Deshalb ist dieses Evangelium wirklich eine frohe Botschaft, eine Botschaft, die erleichtert und befreit.
Denn ein Samenkorn, das klein ist wie ein Senfkorn, hat Platz auch in meinem Herzen. Einem Herz, das so übervoll von Sorge ist, auch von Bequemlichkeit und Schwäche. Aber dieses Samenkorn wächst darin, ich muss es nur wachsen lassen.
Ein Samenkorn, das klein ist wie ein Senfkorn, hat auch Platz zwischen uns, auch in unserer so getriebenen Zeit, unserer so lauten Zeit, mit einem Lärm, der alles Feine und Zarte zu ersticken droht. Aber so wächst zwischen uns und in uns das Reich Gottes.

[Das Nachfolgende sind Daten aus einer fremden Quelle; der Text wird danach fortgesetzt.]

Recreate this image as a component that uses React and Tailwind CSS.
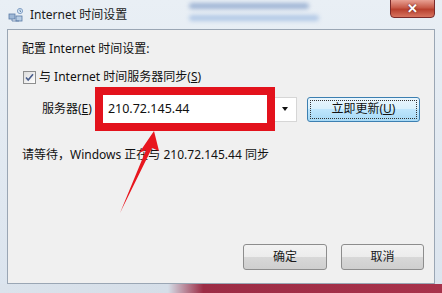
import React from "react";

const font = "font-['Noto_Sans','Noto_Sans_CJK_SC',sans-serif]";

function TitleIcon() {
  return (
    <svg width="16" height="16" viewBox="0 0 16 16">
      <rect x="1" y="7" width="6" height="5" fill="#9fb8d6" stroke="#5a7aa6" strokeWidth="0.8" />
      <rect x="8" y="9" width="6" height="5" fill="#b8cde4" stroke="#5a7aa6" strokeWidth="0.8" />
      <path d="M4 12v2h7" stroke="#5a7aa6" strokeWidth="0.8" fill="none" />
      <circle cx="12" cy="4" r="2.6" fill="#d6e6f5" stroke="#6d8fba" strokeWidth="0.8" />
      <path d="M12 2.6v1.6l1 .6" stroke="#3d5f8c" strokeWidth="0.7" fill="none" />
    </svg>
  );
}

function CheckBox() {
  return (
    <div className="w-[13px] h-[13px] border border-[#8e8f8f] bg-[linear-gradient(135deg,#dcdcdc,#ffffff)] flex items-center justify-center">
      <svg width="9" height="9" viewBox="0 0 9 9">
        <path d="M1 4.5l2.2 2.5L8 1.2" stroke="#4a5e8c" strokeWidth="1.6" fill="none" />
      </svg>
    </div>
  );
}

function WinButton({ children, width }) {
  return (
    <div className={`${width} h-[26px] rounded-[3px] border border-[#8d8d8d] bg-[linear-gradient(#f3f3f3_0%,#ececec_48%,#d8d8d8_50%,#cfcfcf_100%)] flex items-center justify-center text-[12px] text-[#1a1a1a]`}>
      {children}
    </div>
  );
}

export default function App() {
  return (
    <div className={`relative w-[442px] h-[293px] overflow-hidden bg-[linear-gradient(#e9eff5,#dbe4ee)] ${font} text-[12px] leading-[16px] text-[#111]`}>
      {/* title bar */}
      <div className="h-[29px] flex items-start">
        <div className="ml-[8px] mt-[7px]">
          <TitleIcon />
        </div>
        <div className="ml-[6px] mt-[7px] text-[12px] text-[#1b1b1b]">Internet 时间设置</div>
        <div className="ml-[62px] mt-[3px] flex flex-col gap-[6px] blur-[2px] opacity-60">
          <div className="w-[120px] h-[6px] bg-[#6f8fc0] rounded-sm" />
          <div className="w-[130px] h-[6px] bg-[#8fb0dd] rounded-sm" />
        </div>
        <div className="ml-auto mr-[7px] w-[45px] h-[19px] -mt-[1px] rounded-b-[4px] border border-[#7a2a2a] bg-[linear-gradient(#e8a093,#c75a48_45%,#b8402e_55%,#d7735f)] flex items-center justify-center">
          <span className="text-white text-[13px] font-bold leading-none [text-shadow:0_0_2px_#5a1a1a]">✕</span>
        </div>
      </div>

      {/* client area */}
      <div className="mx-[7px] h-[255px] border border-[#9aa6b4] bg-[#f0f0f0] flex flex-col pl-[14px]">
        <div className="mt-[11px]">配置 Internet 时间设置:</div>

        <div className="mt-[12px] flex items-center gap-[3px]">
          <div className="ml-[1px]">
            <CheckBox />
          </div>
          <span>
            与 Internet 时间服务器同步(<span className="underline">S</span>)
          </span>
        </div>

        <div className="mt-[2px] flex items-center">
          <span className="ml-[20px]">
            服务器(<span className="underline">E</span>)
          </span>
          <div className="ml-[3px] w-[180px] h-[44px] border-[8px] border-[#e3121c] bg-white flex items-center pl-[5px] text-[12.5px] text-[#111]">
            210.72.145.44
          </div>
          <div className="w-[22px] h-[25px] bg-white border-y border-r border-[#d6d6d6] flex items-center justify-center">
            <div className="w-0 h-0 border-l-[3.5px] border-r-[3.5px] border-t-[4px] border-l-transparent border-r-transparent border-t-[#111]" />
          </div>
          <div className="ml-[10px] w-[113px] h-[25px] rounded-[3px] border border-[#3c7fb1] bg-[linear-gradient(#eaf6fd_0%,#d9f0fc_48%,#bee6fd_50%,#a7d9f5_100%)] p-[2px]">
            <div className="w-full h-full border border-dotted border-[#333] flex items-center justify-center">
              立即更新(<span className="underline">U</span>)
            </div>
          </div>
        </div>

        <div className="mt-[16px]">请等待，Windows 正在与 210.72.145.44 同步</div>

        <div className="mt-auto mb-[13px] mr-[10px] flex justify-end gap-[14px]">
          <WinButton width="w-[84px]">确定</WinButton>
          <WinButton width="w-[83px]">取消</WinButton>
        </div>
      </div>

      {/* bottom frame */}
      <div className="h-[9px] bg-[linear-gradient(to_right,#dbe3ec_0%,#d5dee8_38%,#9c2c45_46%,#a8324b_100%)]" />

      {/* annotation arrow */}
      <svg className="absolute left-0 top-0 pointer-events-none" width="442" height="293" viewBox="0 0 442 293">
        <polygon points="154,131 159,151 152,148 120,213 146,150 139,153" fill="#e8161e" />
      </svg>
    </div>
  );
}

Ja, das Evangelium ist ein Evangelium der Hoffnung und der Zuversicht.
Denn unser Weg der Heiligkeit ist eben der Weg des kleinsten Samenkorns und der selbstwachsenden Saat. Das ist unser Trost und unsere Kraft, die uns uns durch all unsere Schwächen hindurchtragen kann, durch unseren Alltag hindurch.
Gott sät aus in unsere Herzen, damit in kleinen Gesten, in einfachen Worten, in Aufmerksamkeit und Achtsamkeit das Reich Gottes wachse. Und Gott wird am Ende ernten, nicht als der strenge Richter, sondern als der liebende Vater, der vollendet, was wir auf unserem Weg begonnen haben, und der zum Ziel führt in seine Fülle des Lebens.